Photo: AFP / Jewel Samad

The consensus view of the brokerage house commentariat boils down to “growth disappoints, central banks don’t,” as Barclay’s strategists Ajay Rajadhyaksha and Aziz Sunderji wrote in a February 25 report.

All sectors of the world economy showed a significant slowdown during the fourth quarter and the beginning of 2019, and Europe and Japan are in or close to recession. Fears of a significant slowdown in China evaporated earlier this week after China reported robust credit growth for January and the RMB stabilized at well below the 7-to-the-dollar level.

Meanwhile, the US consumer, the only significant source of demand in the industrial world, seemed to falter. Consumer behavior in the US is the great unknown in the equation, and available data are inconclusive. Color me pessimistic about US household spending, though. The modest wage gains of the past year aren’t enough to requite the income backlog of US households after two decades of unusually low wage growth.

The price of risk assets depends on this question more than on any other. I never took seriously Western warnings about China’s debt bubble and a prospective slowdown in the Chinese economy. But American households are finicky, and still hurting from the financial crisis.

Consumer balance sheets look strong, but that is because credit is hard to obtain for consumers without the highest credit rating. The analyst consensus already foresees a year-on-year drop in per-share earnings and profit margins for the S&P 500 during the 1st quarter, followed by a recovery later in the year. If households turn defensive, US equities won’t like this at all.

The most compelling measure of global economic slowdown in my view remains the year-on-year decline in world trade volume as of December, as I wrote yesterday. Collapsing capital goods orders in the midst of a tariff war are the evident driver of the trade decline, which hit major cap goods exporters like Japan and South Korea harder than anyone else.

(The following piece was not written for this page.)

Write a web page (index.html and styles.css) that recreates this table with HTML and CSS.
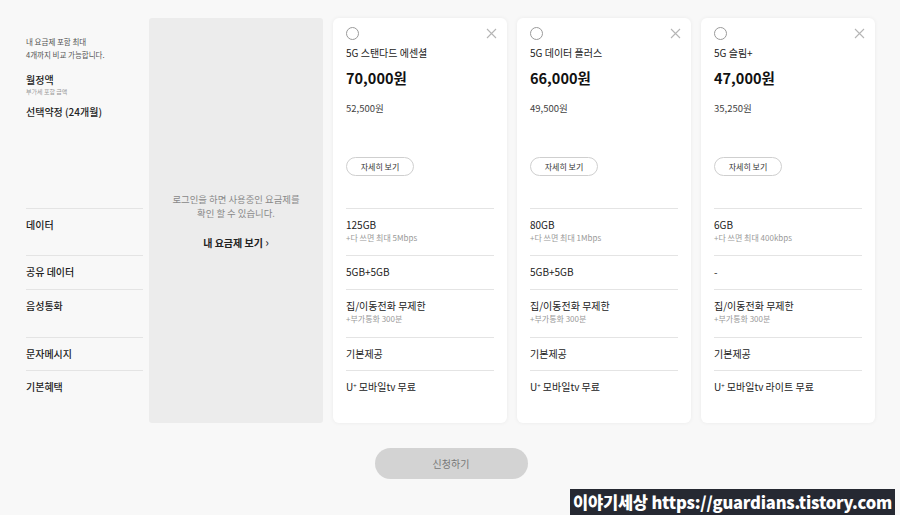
FILE: index.html
```html
<!DOCTYPE html>
<html>
<head>
  <title>요금제 비교</title>
  <link rel="stylesheet" href="styles.css">
</head>
<body>
  <div class="compare">
    <div class="labels">
      <div class="top">
        <p class="note">내 요금제 포함 최대<br>4개까지 비교 가능합니다.</p>
        <p class="label-main">월정액</p>
        <p class="label-sub">부가세 포함 금액</p>
        <p class="label-main term">선택약정 (24개월)</p>
      </div>
      <div class="row row-data"><span class="label">데이터</span></div>
      <div class="row row-share"><span class="label">공유 데이터</span></div>
      <div class="row row-voice"><span class="label">음성통화</span></div>
      <div class="row row-sms"><span class="label">문자메시지</span></div>
      <div class="row row-benefit"><span class="label">기본혜택</span></div>
    </div>

    <div class="mine">
      <p>로그인을 하면 사용중인 요금제를<br>확인 할 수 있습니다.</p>
      <a class="mine-link">내 요금제 보기 <span class="chev">&#8250;</span></a>
    </div>

    <div class="card">
      <div class="top">
        <div class="card-head">
          <span class="radio"></span>
          <svg class="close" width="11" height="11" viewBox="0 0 11 11"><path d="M1 1L10 10M10 1L1 10" stroke="#b5b5b5" stroke-width="1.1"/></svg>
        </div>
        <p class="plan-name">5G 스탠다드 에센셜</p>
        <p class="price">70,000원</p>
        <p class="discount">52,500원</p>
        <button class="detail">자세히 보기</button>
      </div>
      <div class="row row-data"><span class="val">125GB</span><span class="sub">+다 쓰면 최대 5Mbps</span></div>
      <div class="row row-share"><span class="val">5GB+5GB</span></div>
      <div class="row row-voice"><span class="val">집/이동전화 무제한</span><span class="sub">+부가통화 300분</span></div>
      <div class="row row-sms"><span class="val">기본제공</span></div>
      <div class="row row-benefit"><span class="val">U<sup>+</sup> 모바일tv 무료</span></div>
    </div>

    <div class="card">
      <div class="top">
        <div class="card-head">
          <span class="radio"></span>
          <svg class="close" width="11" height="11" viewBox="0 0 11 11"><path d="M1 1L10 10M10 1L1 10" stroke="#b5b5b5" stroke-width="1.1"/></svg>
        </div>
        <p class="plan-name">5G 데이터 플러스</p>
        <p class="price">66,000원</p>
        <p class="discount">49,500원</p>
        <button class="detail">자세히 보기</button>
      </div>
      <div class="row row-data"><span class="val">80GB</span><span class="sub">+다 쓰면 최대 1Mbps</span></div>
      <div class="row row-share"><span class="val">5GB+5GB</span></div>
      <div class="row row-voice"><span class="val">집/이동전화 무제한</span><span class="sub">+부가통화 300분</span></div>
      <div class="row row-sms"><span class="val">기본제공</span></div>
      <div class="row row-benefit"><span class="val">U<sup>+</sup> 모바일tv 무료</span></div>
    </div>

    <div class="card">
      <div class="top">
        <div class="card-head">
          <span class="radio"></span>
          <svg class="close" width="11" height="11" viewBox="0 0 11 11"><path d="M1 1L10 10M10 1L1 10" stroke="#b5b5b5" stroke-width="1.1"/></svg>
        </div>
        <p class="plan-name">5G 슬림+</p>
        <p class="price">47,000원</p>
        <p class="discount">35,250원</p>
        <button class="detail">자세히 보기</button>
      </div>
      <div class="row row-data"><span class="val">6GB</span><span class="sub">+다 쓰면 최대 400kbps</span></div>
      <div class="row row-share"><span class="val">-</span></div>
      <div class="row row-voice"><span class="val">집/이동전화 무제한</span><span class="sub">+부가통화 300분</span></div>
      <div class="row row-sms"><span class="val">기본제공</span></div>
      <div class="row row-benefit"><span class="val">U<sup>+</sup> 모바일tv 라이트 무료</span></div>
    </div>
  </div>

  <div class="actions">
    <button class="apply" disabled>신청하기</button>
  </div>

  <div class="watermark">이야기세상 https://guardians.tistory.com</div>
</body>
</html>
```

FILE: styles.css
```css
body {
  margin: 0;
  padding: 18px 25px 0 26px;
  background-color: #f8f8f8;
  font-family: "Noto Sans CJK KR", "Noto Sans", sans-serif;
  color: #222;
  height: 515px;
  box-sizing: border-box;
  position: relative;
  overflow: hidden;
}

p {
  margin: 0;
}

.compare {
  display: flex;
  gap: 10px;
}

.labels {
  width: 117px;
  margin-right: -4px;
}

.top {
  height: 190px;
  box-sizing: border-box;
}

.labels .top {
  padding-top: 17px;
}

.note {
  font-size: 7.5px;
  line-height: 13px;
  color: #555;
  margin-bottom: 12px;
}

.label-main {
  font-size: 10px;
  line-height: 14px;
  font-weight: 500;
  color: #222;
}

.label-sub {
  font-size: 6px;
  line-height: 8px;
  color: #999;
  margin-top: 1px;
}

.term {
  margin-top: 9px;
}

.row {
  border-top: 1px solid #e4e4e4;
  padding-top: 9px;
  box-sizing: border-box;
  display: flex;
  flex-direction: column;
}

.row-data { height: 47px; }
.row-share { height: 34px; }
.row-voice { height: 48px; }
.row-sms { height: 33px; }
.row-benefit { height: 53px; }

.label {
  font-size: 10px;
  line-height: 13px;
  font-weight: 500;
  color: #222;
}

.mine {
  width: 174px;
  height: 405px;
  background-color: #ececec;
  border-radius: 3px;
  display: flex;
  flex-direction: column;
  align-items: center;
  justify-content: center;
  text-align: center;
}

.mine p {
  font-size: 9.4px;
  line-height: 14px;
  color: #888;
  margin-bottom: 15px;
}

.mine-link {
  font-size: 10px;
  font-weight: 700;
  color: #222;
  line-height: 14px;
}

.chev {
  font-size: 12px;
  font-weight: 400;
}

.card {
  width: 174px;
  height: 405px;
  background-color: #fff;
  border-radius: 6px;
  box-shadow: 0 0 4px rgba(0, 0, 0, 0.06);
  padding: 0 13px;
  box-sizing: border-box;
}

.card .top {
  padding-top: 9px;
}

.card-head {
  display: flex;
  justify-content: space-between;
  align-items: flex-start;
  height: 13px;
  margin-right: -3px;
}

.radio {
  width: 11px;
  height: 11px;
  border: 1.2px solid #9a9a9a;
  border-radius: 50%;
}

.close {
  margin-top: 1px;
}

.plan-name {
  font-size: 10px;
  line-height: 14px;
  margin-top: 6px;
  color: #222;
}

.price {
  font-size: 14.5px;
  font-weight: 700;
  line-height: 20px;
  margin-top: 8px;
  color: #111;
}

.discount {
  font-size: 9.5px;
  line-height: 14px;
  margin-top: 13px;
  color: #444;
}

.detail {
  margin-top: 42px;
  width: 68px;
  height: 19px;
  border: 1px solid #cfcfcf;
  border-radius: 10px;
  background-color: #fff;
  font-family: inherit;
  font-size: 8px;
  color: #333;
  padding: 0;
}

.val {
  font-size: 10px;
  line-height: 13px;
  color: #222;
}

.val sup {
  font-size: 6px;
  vertical-align: 3px;
  line-height: 0;
}

.sub {
  font-size: 8px;
  line-height: 13px;
  color: #999;
}

.actions {
  display: flex;
  justify-content: center;
  margin-top: 25px;
}

.apply {
  width: 153px;
  height: 31px;
  border: none;
  border-radius: 16px;
  background-color: #d3d3d3;
  color: #777;
  font-family: inherit;
  font-size: 10px;
  margin-left: 1px;
}

.watermark {
  position: absolute;
  right: 5px;
  bottom: 0;
  background-color: #262932;
  color: #fff;
  font-family: "Noto Sans CJK KR", sans-serif;
  font-weight: 900;
  font-size: 16.5px;
  line-height: 26px;
  padding: 0 3px;
  letter-spacing: -0.2px;
}
```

A resolution of the US-China trade war would occasion some recovery over time, but it’s hard to un-ring this particular bell. Low levels of trade and CapEx leave the consumer as the only source of growth.

Another data series went pear-shaped on Tuesday when the Commerce Department reported an unexpectedly large decline in housing starts. On February 21 the National Association of Realtors reported a drop in new home sales, unusual after a fall in mortgage lending rates.

Later in the US morning session, equities recovered from a modest loss after the University of Michigan released a surprisingly buoyant report on consumer sentiment. Soft survey data of this sort are not a good predictor of future economic behavior. As the chart below indicates, the Consumer Expectations survey frequently moves opposite to retail sales. The trouble with surveys is that people lie.

The poor retail sales data are supported by Bank of America’s credit card transaction data, which shows a decline in activity continuing through January, by the tightening of credit standards for consumer loans, and by the weak housing and auto markets. Some major retailers, including bellwether Home Depot, missed sales expectations during the fourth quarter. I think we have to color the consumer worried – and finicky.

The University of Michigan survey cheered the US stock market, which recovered from a modest decline in the morning to end virtually unchanged.

But the facts do not look encouraging for US household spending. Debt service, to be sure, takes up the lowest share of household disposable income since the series was first calculated, but that is due in part to the inability of many households to obtain credit. Credit card interest rates are at an all-time high – a form of rationing – while a record number of credit card accounts are being closed by banks. There is a distinct upward trend in the percentage of banks that are tightening credit conditions for consumers and small businesses.

I see the US stock market moving sideways for the foreseeable future and prefer credit to equities.

A note to institutional investors: Options on the CBOE VIX Index, or VVIX, express the volatility of S&P volatility. Typically VVIX and VIX move in tandem. On rare occasions, they diverge, and this is one of them. Out-of-the-money options on VIX futures offer a cheap way to hedge credit portfolios. If credit markets blow up, so will VIX, and a cheap option on VIX is a form of insurance worth considering.